A year later, in 1992, my father pushed open the doors of the Lubyanka on his way to an appointment with the KGB's newly formed public relations department. Alexei Kondaurov sat in a plush office overlooking the courtyard where prisoners had once been executed. The KGB - or the FSK, as it was known in the early Yeltsin years - were interested in 'building bridges' with Western sovietologists, Kondaurov gushed as Mervyn sipped lemon tea. He even asked Mervyn to write an article on how he researched the Soviet Union from abroad for the FSK's new magazine. My father was more interested in contacting his old would-be controller, Alexei Suntsov.
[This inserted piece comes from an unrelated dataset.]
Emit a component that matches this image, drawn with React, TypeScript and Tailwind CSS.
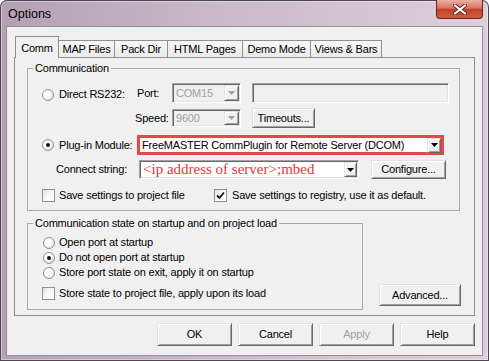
import type { ReactNode } from "react";

const raised =
  "bg-[#f0f0f0] border border-t-[#e3e3e3] border-l-[#e3e3e3] border-r-[#696969] border-b-[#696969] shadow-[inset_1px_1px_0_#ffffff,inset_-1px_-1px_0_#a0a0a0]";
const sunken =
  "border border-t-[#a0a0a0] border-l-[#a0a0a0] border-r-white border-b-white shadow-[inset_1px_1px_0_#696969,inset_-1px_-1px_0_#e3e3e3]";

function Radio({ checked }: { checked?: boolean }) {
  return (
    <span className="w-[12px] h-[12px] shrink-0 rounded-full border border-[#8f8f8f] bg-[radial-gradient(circle_at_35%_35%,#ffffff_30%,#d4d4d4)] flex items-center justify-center">
      {checked && <span className="w-[4px] h-[4px] rounded-full bg-[#151515]" />}
    </span>
  );
}

function Check({ checked }: { checked?: boolean }) {
  return (
    <span className="w-[13px] h-[13px] shrink-0 border border-[#8e8f8f] bg-[linear-gradient(135deg,#e2e2e2,#ffffff_70%)] flex items-center justify-center">
      {checked && (
        <svg width="11" height="11" viewBox="0 0 11 11">
          <path d="M2 5.5 L4.5 8 L9 2.5" fill="none" stroke="#111" strokeWidth="1.8" />
        </svg>
      )}
    </span>
  );
}

function Arrow({ disabled }: { disabled?: boolean }) {
  return (
    <svg width="7" height="4" viewBox="0 0 7 4">
      <polygon points="0,0 7,0 3.5,4" fill={disabled ? "#a0a0a0" : "#000"} />
    </svg>
  );
}

function DropButton({ disabled, w = "w-[15px]" }: { disabled?: boolean; w?: string }) {
  return (
    <span className={`${w} h-full shrink-0 flex items-center justify-center ${raised}`}>
      <Arrow disabled={disabled} />
    </span>
  );
}

function Btn({ children, className = "", disabled }: { children: ReactNode; className?: string; disabled?: boolean }) {
  return (
    <button className={`${raised} flex items-center justify-center ${disabled ? "text-[#a0a0a0]" : "text-black"} ${className}`}>
      {children}
    </button>
  );
}

function Group({ label, className = "", children }: { label: string; className?: string; children: ReactNode }) {
  return (
    <fieldset className={`border border-[#a8a8a8] ${className}`}>
      <legend className="ml-[5px] px-[2px] text-[11px] leading-[13px]">{label}</legend>
      {children}
    </fieldset>
  );
}

const tabs = [
  { label: "Comm", w: "w-[44px]" },
  { label: "MAP Files", w: "w-[57px]" },
  { label: "Pack Dir", w: "w-[54px]" },
  { label: "HTML Pages", w: "w-[76px]" },
  { label: "Demo Mode", w: "w-[69px]" },
  { label: "Views & Bars", w: "w-[72px]" },
];

export default function App() {
  return (
    <div className="w-[489px] h-[361px] flex flex-col rounded-t-[7px] overflow-hidden bg-[linear-gradient(90deg,#b3a0b2_0%,#c6b4c5_35%,#d3c4d2_70%,#dccfdb_100%)] shadow-[inset_0_0_0_1px_#4f4750,inset_0_0_0_2px_rgba(255,255,255,0.4)] font-['Liberation_Sans',Arial,sans-serif] text-[11px] tracking-[-0.2px] text-black">
      {/* Title bar */}
      <div className="h-[27px] shrink-0 flex justify-between items-start">
        <span className="pl-[8px] pt-[6px] text-[12.5px] leading-[16px] tracking-normal">Options</span>
        <div className="mr-[6px] w-[47px] h-[19px] rounded-b-[4px] border border-t-0 border-[#5c2a26] bg-[linear-gradient(180deg,#eab0a6_0%,#d9735f_45%,#c2402a_52%,#cf5d42_100%)] flex items-center justify-center">
          <svg width="14" height="11" viewBox="0 0 14 11">
            <path d="M2 1.5 L12 9.5 M12 1.5 L2 9.5" stroke="#5a2a24" strokeWidth="4" strokeLinecap="round" />
            <path d="M2 1.5 L12 9.5 M12 1.5 L2 9.5" stroke="#ffffff" strokeWidth="2.2" strokeLinecap="round" />
          </svg>
        </div>
      </div>

      {/* Client area */}
      <div className="mx-[7px] h-[328px] shrink-0 bg-[#f0f0f0] shadow-[0_0_0_1px_#9a8b9a] pt-[9px]">
        {/* Tabs */}
        <div className="relative z-10 flex items-end h-[22px] ml-[8px] -mb-px">
          {tabs.map((t, i) =>
            i === 0 ? (
              <div
                key={t.label}
                className={`${t.w} h-[22px] bg-[#f0f0f0] border border-b-0 border-[#8e8f8f] flex items-center justify-center pt-[1px]`}
              >
                {t.label}
              </div>
            ) : (
              <div
                key={t.label}
                className={`${t.w} h-[17px] mb-px -ml-px bg-[linear-gradient(180deg,#f6f6f6,#ebebeb)] border border-b-0 border-[#8e8f8f] flex items-center justify-center`}
              >
                {t.label}
              </div>
            )
          )}
        </div>

        {/* Tab panel */}
        <div className="mx-[7px] h-[259px] border border-[#8e8f8f] bg-[#f0f0f0] pl-[12px]">
          <Group label="Communication" className="mt-[4px] w-[433px] pb-[8px]">
            {/* Direct RS232 */}
            <div className="mt-[8px] flex items-center h-[20px] pl-[14px]">
              <div className="flex items-center pt-[3px]">
                <Radio />
                <span className="ml-[5px] w-[78px]">Direct RS232:</span>
              </div>
              <span className="w-[35px]">Port:</span>
              <div className={`w-[69px] h-[20px] flex bg-[#f0f0f0] ${sunken} p-[1px]`}>
                <span className="flex-1 pl-[2px] text-[#a0a0a0] leading-[16px]">COM15</span>
                <DropButton disabled />
              </div>
              <div className={`ml-[11px] w-[197px] h-[20px] bg-[#f0f0f0] ${sunken}`} />
            </div>

            {/* Speed */}
            <div className="mt-[5px] flex items-center h-[20px] pl-[107px]">
              <span className="w-[37px]">Speed:</span>
              <div className={`w-[69px] h-[18px] flex bg-[#f0f0f0] ${sunken} p-[1px]`}>
                <span className="flex-1 pl-[2px] text-[#a0a0a0] leading-[14px]">9600</span>
                <DropButton disabled />
              </div>
              <Btn className="ml-[11px] w-[63px] h-[20px]">Timeouts...</Btn>
            </div>

            {/* Plug-in module */}
            <div className="mt-[7px] flex items-center h-[20px] pl-[14px]">
              <Radio checked />
              <span className="ml-[5px] w-[78px]">Plug-in Module:</span>
              <div className="w-[307px] h-[20px] border-[3px] border-[#e24a4a] bg-white flex items-center">
                <span className="flex-1 pl-[2px] whitespace-nowrap overflow-hidden">
                  FreeMASTER CommPlugin for Remote Server (DCOM)
                </span>
                <span className="h-[15px] flex">
                  <DropButton w="w-[14px]" />
                </span>
              </div>
            </div>

            {/* Connect string */}
            <div className="mt-[5px] flex items-center h-[19px] pl-[28px]">
              <span className="w-[83px]">Connect string:</span>
              <div className={`w-[220px] h-[19px] flex bg-white ${sunken} p-[1px]`}>
                <span className="flex-1 pl-[2px] font-['Liberation_Serif','Times_New_Roman',serif] text-[15px] leading-[15px] tracking-normal text-[#ea3434] whitespace-nowrap overflow-hidden">
                  &lt;ip address of server&gt;;mbed
                </span>
                <DropButton w="w-[13px]" />
              </div>
              <Btn className="ml-[12px] w-[75px] h-[19px]">Configure...</Btn>
            </div>

            {/* Save checkboxes */}
            <div className="mt-[10px] flex items-center h-[13px] pl-[14px]">
              <Check />
              <span className="ml-[4px] w-[155px]">Save settings to project file</span>
              <Check checked />
              <span className="ml-[5px]">Save settings to registry, use it as default.</span>
            </div>
          </Group>

          <div className="mt-[6px] flex items-end">
            <Group label="Communication state on startup and on project load" className="w-[336px] pb-[9px]">
              <div className="mt-[5px] flex flex-col">
                {[
                  { label: "Open port at startup", checked: false },
                  { label: "Do not open port at startup", checked: true },
                  { label: "Store port state on exit, apply it on startup", checked: false },
                ].map((r) => (
                  <div key={r.label} className="flex items-center h-[15px] pl-[15px]">
                    <Radio checked={r.checked} />
                    <span className="ml-[4px]">{r.label}</span>
                  </div>
                ))}
              </div>
              <div className="mt-[6px] flex items-center h-[14px] pl-[14px]">
                <Check />
                <span className="ml-[4px]">Store state to project file, apply upon its load</span>
              </div>
            </Group>
            <Btn className="ml-[16px] mb-[4px] w-[82px] h-[22px]">Advanced...</Btn>
          </div>
        </div>

        {/* Dialog buttons */}
        <div className="mt-[7px] flex justify-end gap-[6px] pr-[7px]">
          <Btn className="w-[75px] h-[23px]">OK</Btn>
          <Btn className="w-[75px] h-[23px]">Cancel</Btn>
          <Btn className="w-[75px] h-[23px]" disabled>
            Apply
          </Btn>
          <Btn className="w-[75px] h-[23px]">Help</Btn>
        </div>
      </div>
    </div>
  );
}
The FSK man made friendly noises, but nothing came of it.
We had more luck in 1998, when I called the press office of the Russian Foreign Intelligence Service on my father's behalf. I chatted to General Yury Kobaladze, their smooth press flack, and took him to an expensive lunch among the expat dealmakers in Moscow's best French restaurant, Le Gastronome. Kobaladze revealed that Suntsov had died, but that his widow was still alive.